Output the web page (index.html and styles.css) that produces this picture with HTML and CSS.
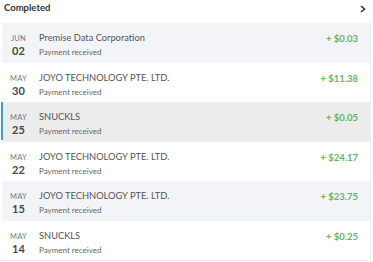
FILE: index.html
```html
<!DOCTYPE html>
<html>
<head>
<meta charset="utf-8">
<link rel="stylesheet" href="styles.css">
</head>
<body>
<div class="panel">
  <div class="header">
    <span class="title">Completed</span>
    <svg class="chev" width="6" height="8" viewBox="0 0 6 8"><path d="M1 1 L4.5 4 L1 7" fill="none" stroke="#333" stroke-width="1.6"/></svg>
  </div>
  <div class="list">
    <div class="row alt">
      <div class="date"><span class="mon">JUN</span><span class="day">02</span></div>
      <div class="info"><span class="name">Premise Data Corporation</span><span class="sub">Payment received</span></div>
      <div class="amt">+ $0.03</div>
    </div>
    <div class="row">
      <div class="date"><span class="mon">MAY</span><span class="day">30</span></div>
      <div class="info"><span class="name">JOYO TECHNOLOGY PTE. LTD.</span><span class="sub">Payment received</span></div>
      <div class="amt">+ $11.38</div>
    </div>
    <div class="row active">
      <div class="date"><span class="mon">MAY</span><span class="day">25</span></div>
      <div class="info"><span class="name">SNUCKLS</span><span class="sub">Payment received</span></div>
      <div class="amt">+ $0.05</div>
    </div>
    <div class="row">
      <div class="date"><span class="mon">MAY</span><span class="day">22</span></div>
      <div class="info"><span class="name">JOYO TECHNOLOGY PTE. LTD.</span><span class="sub">Payment received</span></div>
      <div class="amt">+ $24.17</div>
    </div>
    <div class="row alt">
      <div class="date"><span class="mon">MAY</span><span class="day">15</span></div>
      <div class="info"><span class="name">JOYO TECHNOLOGY PTE. LTD.</span><span class="sub">Payment received</span></div>
      <div class="amt">+ $23.75</div>
    </div>
    <div class="row">
      <div class="date"><span class="mon">MAY</span><span class="day">14</span></div>
      <div class="info"><span class="name">SNUCKLS</span><span class="sub">Payment received</span></div>
      <div class="amt">+ $0.25</div>
    </div>
  </div>
</div>
</body>
</html>
```

FILE: styles.css
```css
html, body {
  margin: 0;
  padding: 0;
  background: #fff;
}
body {
  font-family: "Lato", "Open Sans", sans-serif;
  color: #444;
}
.panel {
  width: 371px;
  padding-left: 2px;
  box-sizing: border-box;
}
.header {
  height: 23px;
  display: flex;
  align-items: flex-start;
  justify-content: space-between;
  padding: 2px 5px 0 2px;
  box-sizing: border-box;
}
.title {
  font-size: 9.5px;
  font-weight: 700;
  color: #333;
  line-height: 12px;
}
.chev {
  margin-top: 3px;
}
.list {
  border-right: 1px solid #eeeeee;
  border-bottom: 1px solid #eeeeee;
}
.row {
  height: 39.5px;
  display: flex;
  align-items: flex-start;
  box-sizing: border-box;
  padding: 11px 12px 0 0;
  position: relative;
}
.row.alt {
  background: #f3f4f8;
}
.row.active {
  background: #ececec;
}
.row.active::before {
  content: "";
  position: absolute;
  left: -1px;
  top: 0;
  bottom: 2px;
  width: 2px;
  background: #3d9ad6;
}
.date {
  width: 33px;
  display: flex;
  flex-direction: column;
  align-items: center;
}
.mon {
  font-size: 7.5px;
  color: #777;
  line-height: 9px;
  letter-spacing: 0.2px;
}
.day {
  font-size: 11px;
  font-weight: 700;
  color: #484848;
  line-height: 13px;
  margin-top: 1px;
}
.info {
  flex: 1;
  display: flex;
  flex-direction: column;
  padding-left: 4px;
}
.name {
  font-size: 9.3px;
  color: #555;
  line-height: 11px;
  margin-top: -2px;
}
.sub {
  font-size: 8px;
  color: #666;
  line-height: 10px;
  margin-top: 4px;
}
.amt {
  font-size: 9.5px;
  font-weight: 700;
  color: #62b662;
  line-height: 12px;
  margin-top: -1px;
}
```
------------------------------------------------------------
* **WHAT IS BEING ASKED**
Restate the whole listing above exactly, please, omitting every image.

* **WRITTEN RESPONSE**
Output the web page (index.html and styles.css) that produces this picture with HTML and CSS.
FILE: index.html
```html
<!DOCTYPE html>
<html>
<head>
<meta charset="utf-8">
<link rel="stylesheet" href="styles.css">
</head>
<body>
<div class="panel">
  <div class="header">
    <span class="title">Completed</span>
    <svg class="chev" width="6" height="8" viewBox="0 0 6 8"><path d="M1 1 L4.5 4 L1 7" fill="none" stroke="#333" stroke-width="1.6"/></svg>
  </div>
  <div class="list">
    <div class="row alt">
      <div class="date"><span class="mon">JUN</span><span class="day">02</span></div>
      <div class="info"><span class="name">Premise Data Corporation</span><span class="sub">Payment received</span></div>
      <div class="amt">+ $0.03</div>
    </div>
    <div class="row">
      <div class="date"><span class="mon">MAY</span><span class="day">30</span></div>
      <div class="info"><span class="name">JOYO TECHNOLOGY PTE. LTD.</span><span class="sub">Payment received</span></div>
      <div class="amt">+ $11.38</div>
    </div>
    <div class="row active">
      <div class="date"><span class="mon">MAY</span><span class="day">25</span></div>
      <div class="info"><span class="name">SNUCKLS</span><span class="sub">Payment received</span></div>
      <div class="amt">+ $0.05</div>
    </div>
    <div class="row">
      <div class="date"><span class="mon">MAY</span><span class="day">22</span></div>
      <div class="info"><span class="name">JOYO TECHNOLOGY PTE. LTD.</span><span class="sub">Payment received</span></div>
      <div class="amt">+ $24.17</div>
    </div>
    <div class="row alt">
      <div class="date"><span class="mon">MAY</span><span class="day">15</span></div>
      <div class="info"><span class="name">JOYO TECHNOLOGY PTE. LTD.</span><span class="sub">Payment received</span></div>
      <div class="amt">+ $23.75</div>
    </div>
    <div class="row">
      <div class="date"><span class="mon">MAY</span><span class="day">14</span></div>
      <div class="info"><span class="name">SNUCKLS</span><span class="sub">Payment received</span></div>
      <div class="amt">+ $0.25</div>
    </div>
  </div>
</div>
</body>
</html>
```

FILE: styles.css
```css
html, body {
  margin: 0;
  padding: 0;
  background: #fff;
}
body {
  font-family: "Lato", "Open Sans", sans-serif;
  color: #444;
}
.panel {
  width: 371px;
  padding-left: 2px;
  box-sizing: border-box;
}
.header {
  height: 23px;
  display: flex;
  align-items: flex-start;
  justify-content: space-between;
  padding: 2px 5px 0 2px;
  box-sizing: border-box;
}
.title {
  font-size: 9.5px;
  font-weight: 700;
  color: #333;
  line-height: 12px;
}
.chev {
  margin-top: 3px;
}
.list {
  border-right: 1px solid #eeeeee;
  border-bottom: 1px solid #eeeeee;
}
.row {
  height: 39.5px;
  display: flex;
  align-items: flex-start;
  box-sizing: border-box;
  padding: 11px 12px 0 0;
  position: relative;
}
.row.alt {
  background: #f3f4f8;
}
.row.active {
  background: #ececec;
}
.row.active::before {
  content: "";
  position: absolute;
  left: -1px;
  top: 0;
  bottom: 2px;
  width: 2px;
  background: #3d9ad6;
}
.date {
  width: 33px;
  display: flex;
  flex-direction: column;
  align-items: center;
}
.mon {
  font-size: 7.5px;
  color: #777;
  line-height: 9px;
  letter-spacing: 0.2px;
}
.day {
  font-size: 11px;
  font-weight: 700;
  color: #484848;
  line-height: 13px;
  margin-top: 1px;
}
.info {
  flex: 1;
  display: flex;
  flex-direction: column;
  padding-left: 4px;
}
.name {
  font-size: 9.3px;
  color: #555;
  line-height: 11px;
  margin-top: -2px;
}
.sub {
  font-size: 8px;
  color: #666;
  line-height: 10px;
  margin-top: 4px;
}
.amt {
  font-size: 9.5px;
  font-weight: 700;
  color: #62b662;
  line-height: 12px;
  margin-top: -1px;
}
```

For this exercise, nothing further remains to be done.